My friend M says that we spend 80 per cent of our time worrying about things that are 20 per cent important in out lives. And leave only 20 per cent for the truly important 80 per cent things. I think he might be right. Which is not to say that sex was only 20 per cent important in our relationship. But there were other things that were equally important. Things that needed our time to fix and mould, time that we would have probably spent bickering if we’d decided to continue with monogamy. So we spent the precious little time we had together exploring each others minds. And by the time we finally split up, I knew him almost as well as I knew myself. I knew what his looks meant, what was going on in his head and the exact moment when he switched off from a conversation. I had his heart early into the relationship, but by the end of
it, I had his mind. And that’s the most powerful aphrodisiac there is. V once told me that orgasms with me started in the head and then moved on to his body.

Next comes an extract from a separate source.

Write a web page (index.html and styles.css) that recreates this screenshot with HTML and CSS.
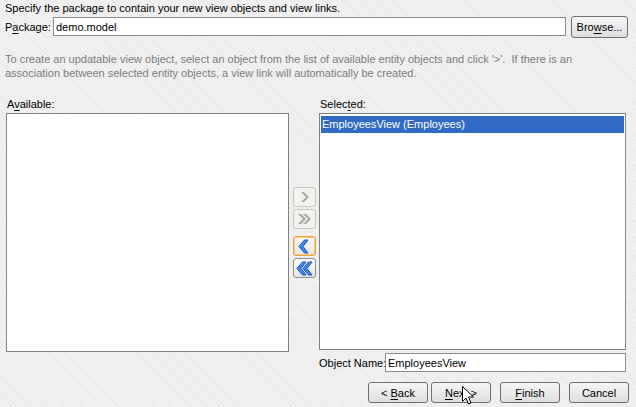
FILE: index.html
```html
<!DOCTYPE html>
<html lang="en">
<head>
    <meta charset="UTF-8">
    <title>Create View Objects</title>
    <link rel="stylesheet" href="styles.css">
</head>
<body>
    <div class="wizard">
        <p class="intro">Specify the package to contain your new view objects and view links.</p>
        <div class="package-row">
            <label for="pkg">P<u>a</u>ckage:</label>
            <input type="text" id="pkg" class="field" value="demo.model">
            <button class="btn browse">Bro<u>w</u>se...</button>
        </div>

        <p class="hint">To create an updatable view object, select an object from the list of available entity objects and click '&gt;'.&nbsp; If there is an association between selected entity objects, a view link will automatically be created.</p>

        <div class="shuttle">
            <div class="col">
                <div class="list-label">A<u>v</u>ailable:</div>
                <div class="list list-left"></div>
            </div>
            <div class="mover">
                <button class="arrow disabled" title="Add">
                    <svg width="11" height="12" viewBox="0 0 11 12"><path d="M2 1 L5 1 L10 6 L5 11 L2 11 L7 6 Z" fill="#a8a8a8"/></svg>
                </button>
                <button class="arrow disabled" title="Add All">
                    <svg width="15" height="12" viewBox="0 0 15 12"><path d="M1 1 L4 1 L9 6 L4 11 L1 11 L6 6 Z M6 1 L9 1 L14 6 L9 11 L6 11 L11 6 Z" fill="#a8a8a8"/></svg>
                </button>
                <button class="arrow focused" title="Remove">
                    <svg width="12" height="15" viewBox="0 0 12 15"><path d="M10 1 L6.5 1 L1 7.5 L6.5 14 L10 14 L5 7.5 Z" fill="#3d8cf0" stroke="#1a4fb8" stroke-width="1"/></svg>
                </button>
                <button class="arrow" title="Remove All">
                    <svg width="17" height="15" viewBox="0 0 17 15"><path d="M10 1 L6.5 1 L1 7.5 L6.5 14 L10 14 L5 7.5 Z M16 1 L12.5 1 L7 7.5 L12.5 14 L16 14 L11 7.5 Z" fill="#3d8cf0" stroke="#1a4fb8" stroke-width="1"/></svg>
                </button>
            </div>
            <div class="col">
                <div class="list-label">Selec<u>t</u>ed:</div>
                <div class="list list-right">
                    <div class="item selected">EmployeesView (Employees)</div>
                </div>
                <div class="name-row">
                    <label for="objname">Ob<u>j</u>ect Name:</label>
                    <input type="text" id="objname" class="field" value="EmployeesView">
                </div>
            </div>
        </div>

        <div class="footer">
            <button class="btn nav">&lt; <u>B</u>ack</button>
            <button class="btn nav next"><u>N</u>ext &gt;</button>
            <button class="btn nav finish"><u>F</u>inish</button>
            <button class="btn nav">Cancel</button>
            <svg class="cursor" width="13" height="20" viewBox="0 0 13 20"><path d="M0.5 0.5 L0.5 15.5 L4 12 L6.5 18 L9 17 L6.5 11 L11.5 11 Z" fill="#fff" stroke="#000" stroke-width="1"/></svg>
        </div>
    </div>
</body>
</html>
```

FILE: styles.css
```css
body {
    margin: 0;
    font-family: "Liberation Sans", Arial, sans-serif;
    font-size: 11px;
    color: #000;
    background-color: #efefef;
    background-image: repeating-linear-gradient(45deg, #e9e9e9 0 1px, #f2f2f2 1px 3px);
}
u {
    text-decoration-thickness: 1px;
    text-underline-offset: 2px;
}
.wizard {
    width: 636px;
    height: 407px;
}
.intro {
    margin: 0;
    padding: 2px 0 0 5px;
    line-height: 13px;
}
.package-row {
    display: flex;
    align-items: center;
    padding: 0 8px 0 5px;
    height: 23px;
}
.package-row label {
    width: 48px;
    white-space: nowrap;
}
.field {
    font: inherit;
    height: 19px;
    box-sizing: border-box;
    border: 1px solid #8c8c8c;
    background: #fff;
    padding: 0 2px;
    margin: 0;
}
.package-row .field {
    flex: 1;
}
.btn {
    font: inherit;
    color: #000;
    height: 22px;
    box-sizing: border-box;
    border: 1px solid #707070;
    border-radius: 3px;
    background: linear-gradient(#f6f6f6, #dedede);
    padding: 0;
    margin: 0;
}
.browse {
    width: 57px;
    margin-left: 5px;
}
.hint {
    margin: 14px 0 0 0;
    padding: 0 50px 0 5px;
    line-height: 14px;
    color: #7d7d7d;
}
.shuttle {
    display: flex;
    padding: 18px 10px 0 6px;
}
.col {
    display: flex;
    flex-direction: column;
}
.list-label {
    height: 13px;
    line-height: 12px;
    padding-left: 1px;
}
.list {
    margin-top: 2px;
    box-sizing: border-box;
    border: 1px solid #828282;
    background: #fff;
}
.list-left {
    width: 283px;
    height: 239px;
}
.list-right {
    width: 307px;
    height: 237px;
    padding: 2px 1px;
}
.item {
    height: 17px;
    line-height: 17px;
    padding-left: 1px;
}
.item.selected {
    background: #316ac5;
    color: #fff;
}
.mover {
    width: 30px;
    display: flex;
    flex-direction: column;
    align-items: center;
    padding-top: 89px;
    gap: 2px;
}
.arrow {
    width: 23px;
    height: 20px;
    box-sizing: border-box;
    border: 1px solid #8e8f8f;
    border-radius: 3px;
    background: linear-gradient(#fbfbfb, #e4e4e4);
    padding: 0;
    display: flex;
    align-items: center;
    justify-content: center;
}
.arrow.disabled {
    border-color: #c8c8bd;
    background: #f2f2ee;
}
.arrow.focused {
    margin-top: 5px;
    border-color: #e8a23c;
    box-shadow: inset 0 0 0 1px #f8cc7c;
}
.name-row {
    display: flex;
    align-items: center;
    margin-top: 3px;
}
.name-row label {
    width: 66px;
    flex-shrink: 0;
    white-space: nowrap;
}
.name-row .field {
    flex: 1;
    min-width: 0;
}
.footer {
    position: relative;
    display: flex;
    justify-content: flex-end;
    padding: 10px 7px 0 0;
}
.nav {
    width: 60px;
    height: 21px;
    margin-left: 9px;
}
.next {
    margin-left: 3px;
}
.cursor {
    position: absolute;
    left: 462px;
    top: 14px;
}
```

That night, we had the most spectacular sex of our lives. His thoughts were all mine, and that was power so addictive that I couldn’t think of relinquishing it. I could share his body, but not his brain.

What I learnt from the relationship was that I’m a very possessive girl. Only, possessing the body means little to me. V made me the queen bee, and now I find it difficult to abdicate. I realised this a few days ago, while talking to Mr D. It would be all too easy to become a part of his harem, there’s enough sexual energy between us to light a village, but somehow, that’s just not good enough. His mind still hasn’t found The One. And even though it’s an incredibly selfish thought, I hope he doesn’t find her till I’ve fallen out of love with him.

For the first time in my life, I feel like someone’s dirty little secret. And it’s a hateful feeling. Karma really is a bitch, and it’s come back to bite me in the ass. And how.

More on that later. For now, this is it.